[Directions for this task]
Repeat, exactly and in full, the lines of the listing below, but without any pictures.

[Recorded data]
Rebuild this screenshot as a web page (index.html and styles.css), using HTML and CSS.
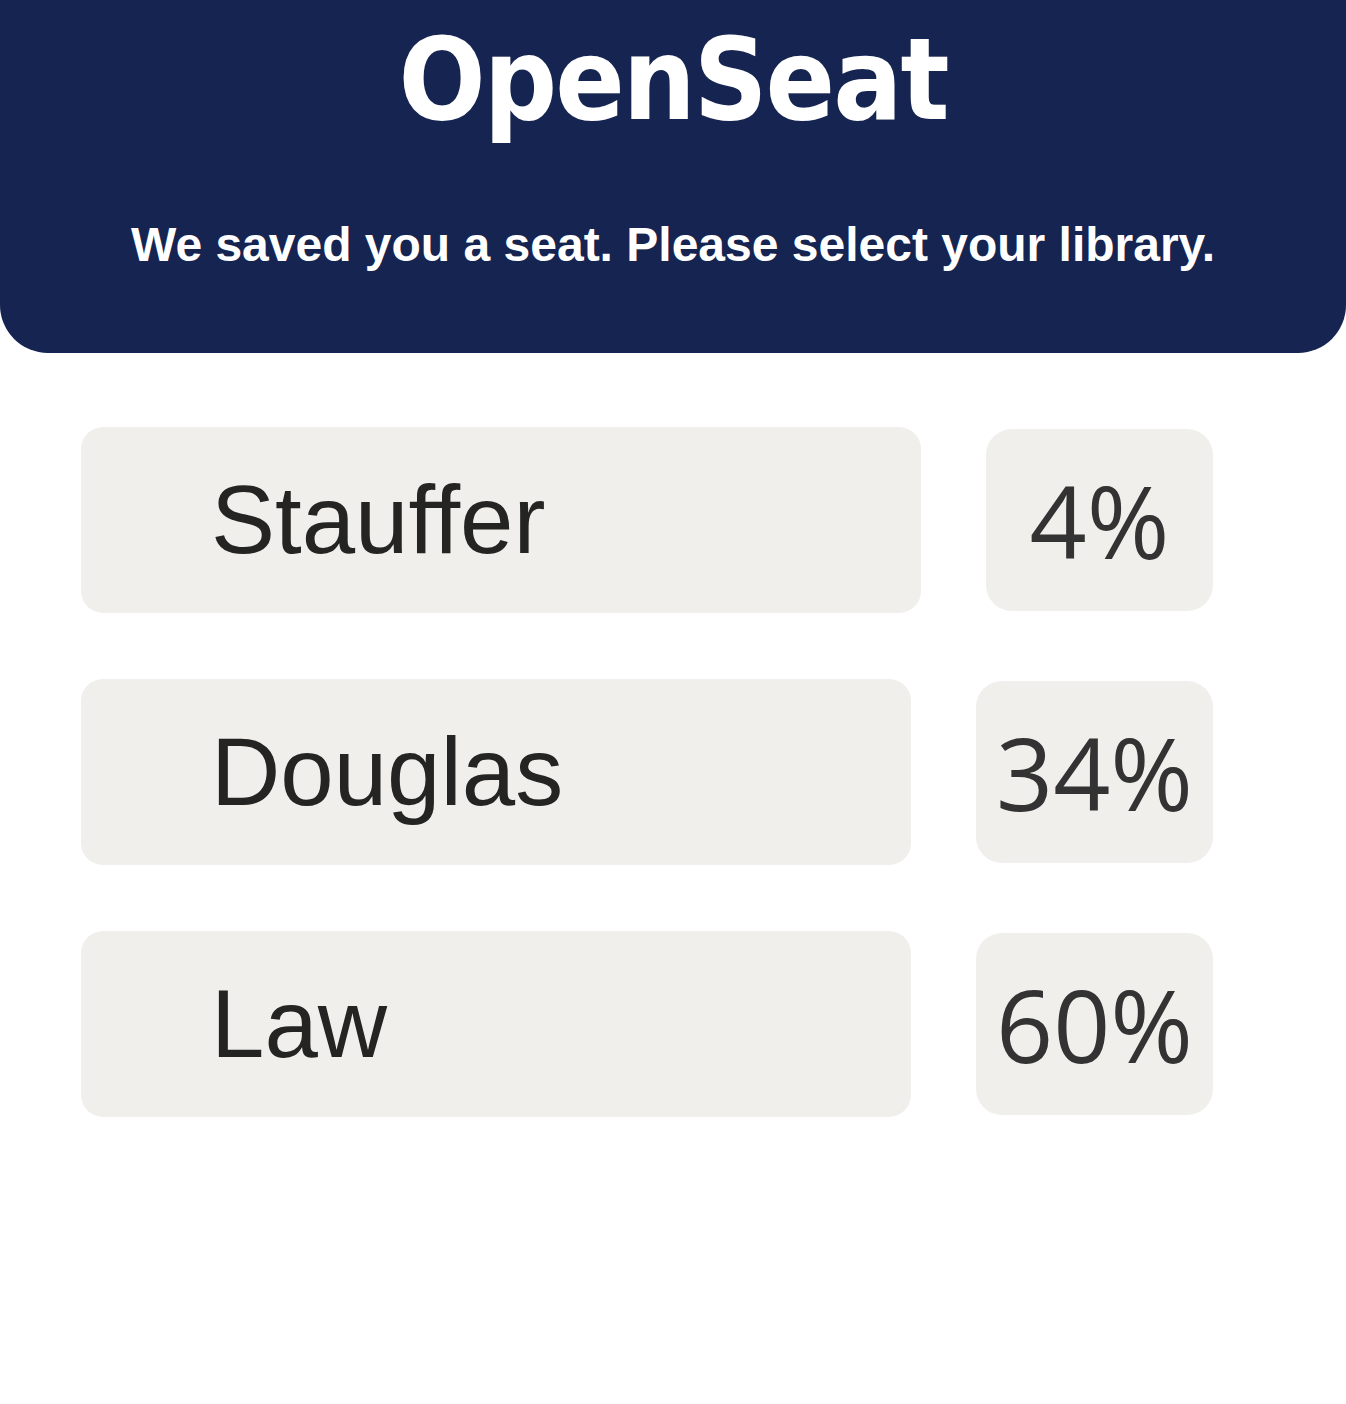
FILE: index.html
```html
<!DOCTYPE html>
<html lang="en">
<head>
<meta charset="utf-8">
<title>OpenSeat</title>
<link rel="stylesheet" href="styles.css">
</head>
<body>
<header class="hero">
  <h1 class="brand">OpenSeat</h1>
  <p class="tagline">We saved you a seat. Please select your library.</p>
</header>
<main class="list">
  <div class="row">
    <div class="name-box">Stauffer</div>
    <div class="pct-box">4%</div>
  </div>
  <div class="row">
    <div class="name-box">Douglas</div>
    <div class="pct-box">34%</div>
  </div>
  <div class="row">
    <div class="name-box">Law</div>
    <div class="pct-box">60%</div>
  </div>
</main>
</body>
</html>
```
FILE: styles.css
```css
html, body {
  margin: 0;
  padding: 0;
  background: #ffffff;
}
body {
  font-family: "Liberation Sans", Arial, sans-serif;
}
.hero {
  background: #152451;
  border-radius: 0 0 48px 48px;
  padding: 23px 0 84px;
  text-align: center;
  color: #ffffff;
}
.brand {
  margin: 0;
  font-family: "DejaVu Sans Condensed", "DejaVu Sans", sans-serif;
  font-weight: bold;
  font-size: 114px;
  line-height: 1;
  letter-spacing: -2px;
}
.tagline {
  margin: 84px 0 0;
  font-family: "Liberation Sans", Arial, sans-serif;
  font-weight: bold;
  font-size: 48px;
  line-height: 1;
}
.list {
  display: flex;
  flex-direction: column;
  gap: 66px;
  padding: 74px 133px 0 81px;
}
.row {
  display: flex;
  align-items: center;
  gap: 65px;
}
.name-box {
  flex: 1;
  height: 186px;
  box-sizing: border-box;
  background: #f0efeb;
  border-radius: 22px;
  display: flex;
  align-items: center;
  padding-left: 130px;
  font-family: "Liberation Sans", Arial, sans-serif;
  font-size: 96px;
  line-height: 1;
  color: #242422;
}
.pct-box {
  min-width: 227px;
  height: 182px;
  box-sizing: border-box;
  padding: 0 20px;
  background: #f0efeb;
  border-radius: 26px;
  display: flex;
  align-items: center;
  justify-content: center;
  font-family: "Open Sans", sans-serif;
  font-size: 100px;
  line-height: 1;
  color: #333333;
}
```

[Output for this exercise]
Rebuild this screenshot as a web page (index.html and styles.css), using HTML and CSS.
FILE: index.html
```html
<!DOCTYPE html>
<html lang="en">
<head>
<meta charset="utf-8">
<title>OpenSeat</title>
<link rel="stylesheet" href="styles.css">
</head>
<body>
<header class="hero">
  <h1 class="brand">OpenSeat</h1>
  <p class="tagline">We saved you a seat. Please select your library.</p>
</header>
<main class="list">
  <div class="row">
    <div class="name-box">Stauffer</div>
    <div class="pct-box">4%</div>
  </div>
  <div class="row">
    <div class="name-box">Douglas</div>
    <div class="pct-box">34%</div>
  </div>
  <div class="row">
    <div class="name-box">Law</div>
    <div class="pct-box">60%</div>
  </div>
</main>
</body>
</html>
```
FILE: styles.css
```css
html, body {
  margin: 0;
  padding: 0;
  background: #ffffff;
}
body {
  font-family: "Liberation Sans", Arial, sans-serif;
}
.hero {
  background: #152451;
  border-radius: 0 0 48px 48px;
  padding: 23px 0 84px;
  text-align: center;
  color: #ffffff;
}
.brand {
  margin: 0;
  font-family: "DejaVu Sans Condensed", "DejaVu Sans", sans-serif;
  font-weight: bold;
  font-size: 114px;
  line-height: 1;
  letter-spacing: -2px;
}
.tagline {
  margin: 84px 0 0;
  font-family: "Liberation Sans", Arial, sans-serif;
  font-weight: bold;
  font-size: 48px;
  line-height: 1;
}
.list {
  display: flex;
  flex-direction: column;
  gap: 66px;
  padding: 74px 133px 0 81px;
}
.row {
  display: flex;
  align-items: center;
  gap: 65px;
}
.name-box {
  flex: 1;
  height: 186px;
  box-sizing: border-box;
  background: #f0efeb;
  border-radius: 22px;
  display: flex;
  align-items: center;
  padding-left: 130px;
  font-family: "Liberation Sans", Arial, sans-serif;
  font-size: 96px;
  line-height: 1;
  color: #242422;
}
.pct-box {
  min-width: 227px;
  height: 182px;
  box-sizing: border-box;
  padding: 0 20px;
  background: #f0efeb;
  border-radius: 26px;
  display: flex;
  align-items: center;
  justify-content: center;
  font-family: "Open Sans", sans-serif;
  font-size: 100px;
  line-height: 1;
  color: #333333;
}
```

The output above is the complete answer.